Music of Phish - Compositional Approaches

Compositional Approaches

Trey Anastasio has credited Vermont-based art music composer, pianist, and teacher Ernie Stires for inspiring him in musical composition and arranging. Stires' music juxtaposes atonal melodies and harmonies against catchy swing rhythms. Stires' influence can be heard on The White Tape, The Man Who Stepped Into Yesterday, Junta, Lawn Boy and Rift.

Anastasio used techniques ranging from riff-based and/or verse-chorus songwriting to unusual chord progressions, modes, atonality, polyrhythm, irregular and compound meters, and polyphonic textures.

The Phish pieces written by Anastasio after the band had begun touring nationally on a full-time basis, as well his compositions for his past and current touring projects outside of Phish, have tended with few exceptions to focus on simpler, more direct songwriting than many of the more involved works of earlier years. Accordingly, dynamic, large-scale improvisation became more of a driving force than detailed composition in the band's final decade.

Anastasio has said that this shift was at least partially due to time constraints imposed by Phish's increasing fame, family responsibilities of the members, and other considerations. As a band of carefree college students, Phish was able to spend vastly more time writing and rehearsing challenging material.

Many of the tracks on the early Junta, as well as some other material from roughly the same period (1985-1990), were notated wholly or partially in full score by Anastasio and were learned by the band in this manner; all four members are experienced at reading notation. This contrasts starkly with their later practice of making demo tapes of original compositions, some of which were later released for sale, from which the band would then aurally pick up and develop selected material.
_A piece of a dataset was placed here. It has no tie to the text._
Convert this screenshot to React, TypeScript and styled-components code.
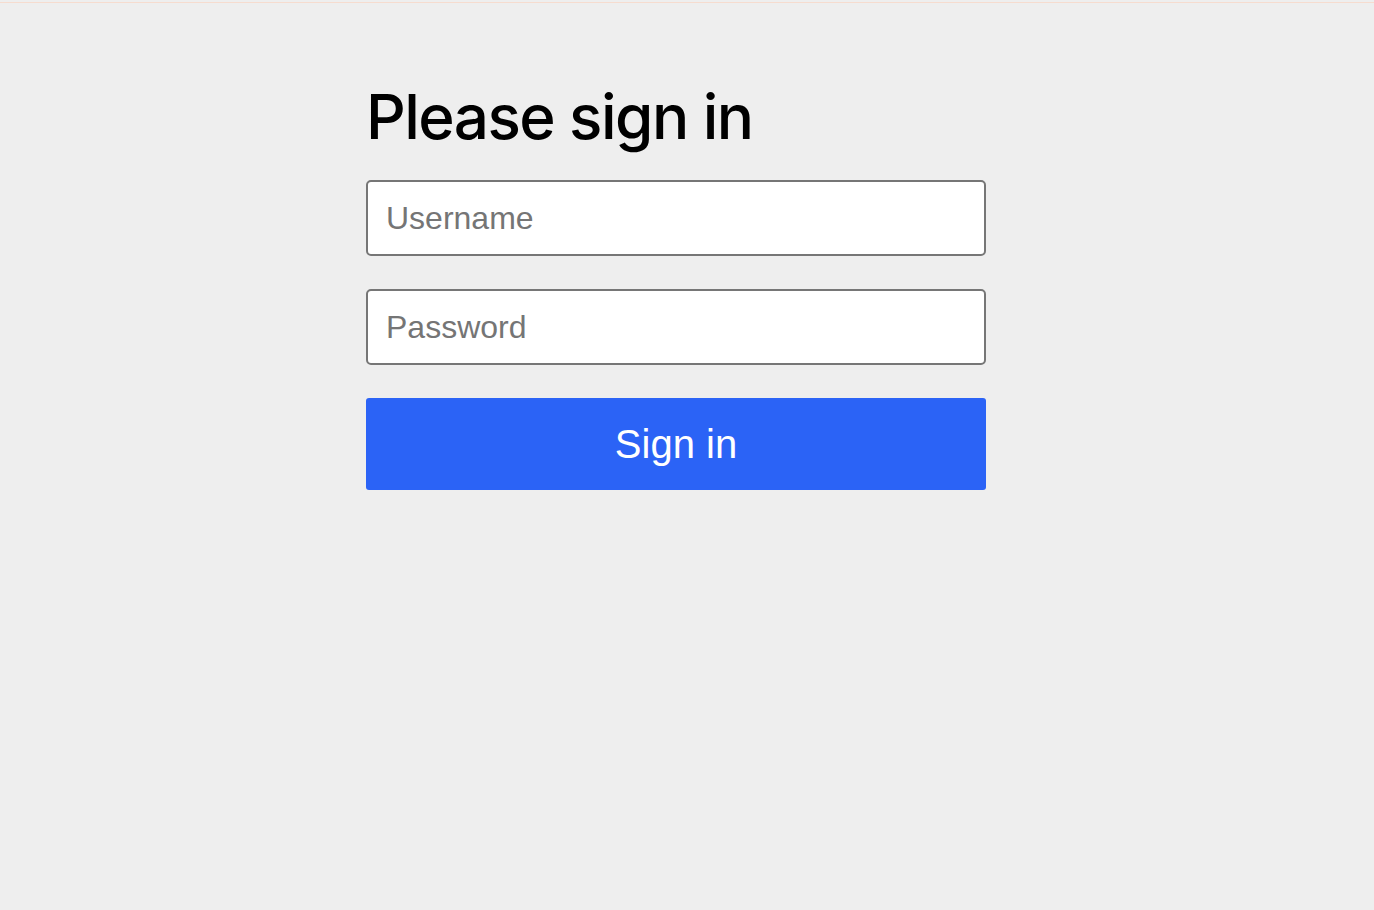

Sometimes several compositional forms and elements were blended into a single piece of music, with the end result rarely coming off as overly cerebral because of the collective musicianship of the bandsmen and because of the innate "groove" of much of the music. This aesthetic reflects Phish's taste for danceable music with intellectual and artistic depth. Anastasio, in particular, has spoken of his lifelong attraction to music that can be richly appreciated in both the intellectual and the corporeal planes of experience. Phish and other jam bands have always striven to bring the best of both worlds to their fans.